The UK government’s migration advisory committee (MAC) has recommended that London should end its special treatment of European Union citizens after it leave the bloc in March next year.
The MAC said in a report on Tuesday that only high-skilled workers from EU countries and elsewhere should receive preferential treatment and lower-skilled workers should be treated like others who migrate to Britain from outside the EU.
The report said unless the UK government wanted to use the issue of migration as a bargaining chip in Brexit negotiations with Brussels, there was no need for the country to continue to treat EU migrants preferentially.
“We do not see compelling reasons to offer a different set of rules to EEA and non-EEA citizens unless the UK wishes to use migration in negotiations,” said the report.
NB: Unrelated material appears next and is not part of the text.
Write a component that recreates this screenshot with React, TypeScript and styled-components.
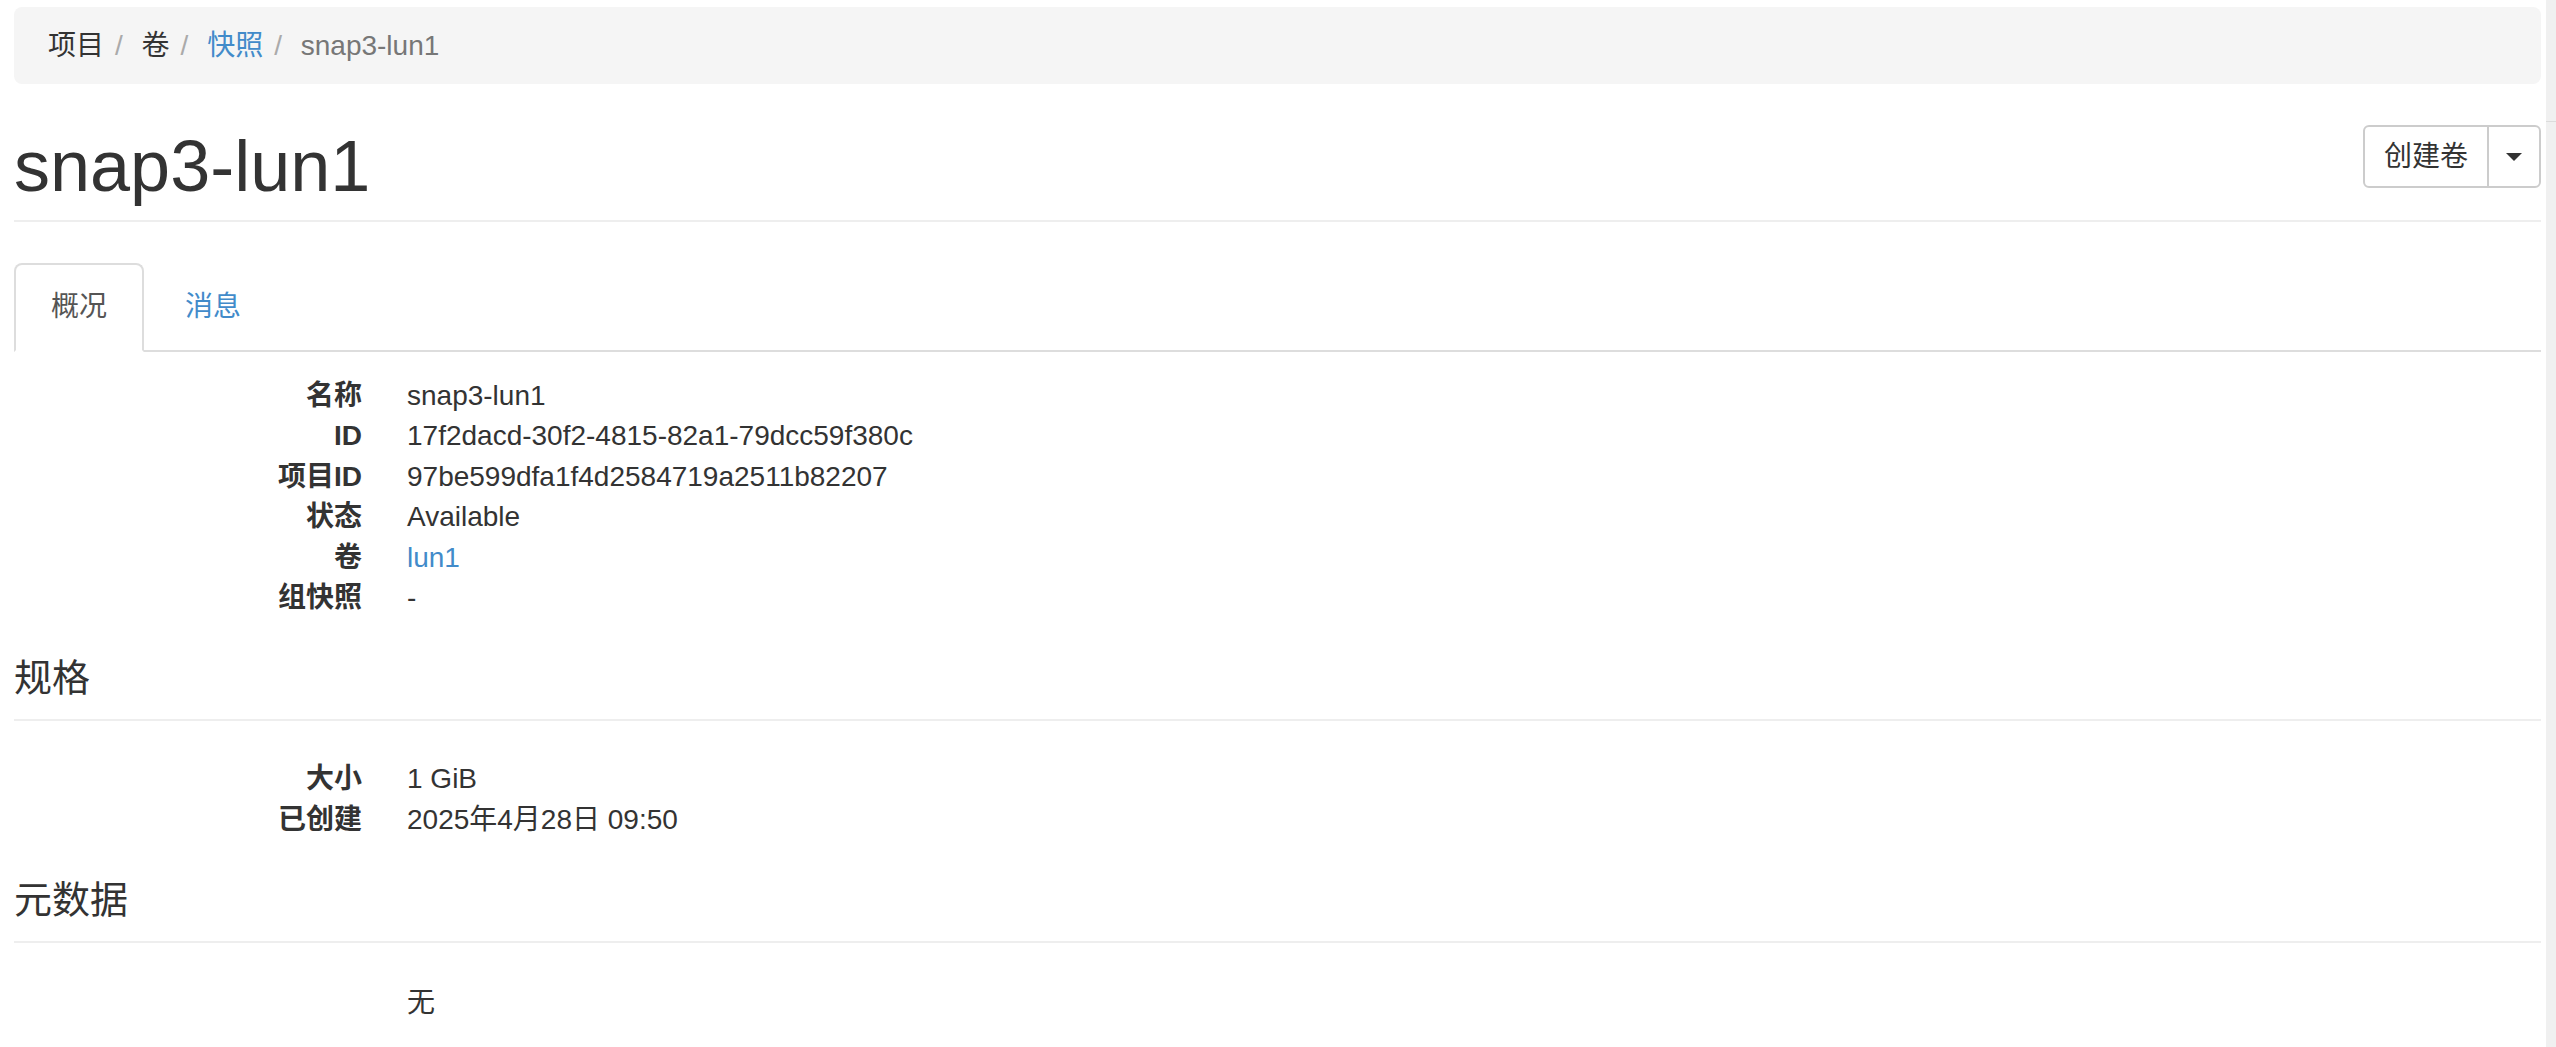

Increased migration into UK, especially from poorer EU members in Eastern Europe, was a key driver of a referendum in 2016 that led to Britain’s withdrawal from the EU. The government of Prime Minister Theresa May has failed to reach its objectives of reducing the total number of migrant arrivals in the UK to below 100,000 a year.
Experts have also criticized the government for its way of handling immigration, saying the policy to meet annual net migration targets would affect many public services that use skilled foreign workers.
MAC chair Alan Manning said that the caps imposed by the government were more indicative of a political agenda than a migration policy.
“If you want to influence flows it is much better to vary things like the salary thresholds and the immigration skills charge than it is to have hard caps and quotas,” said Manning on Tuesday.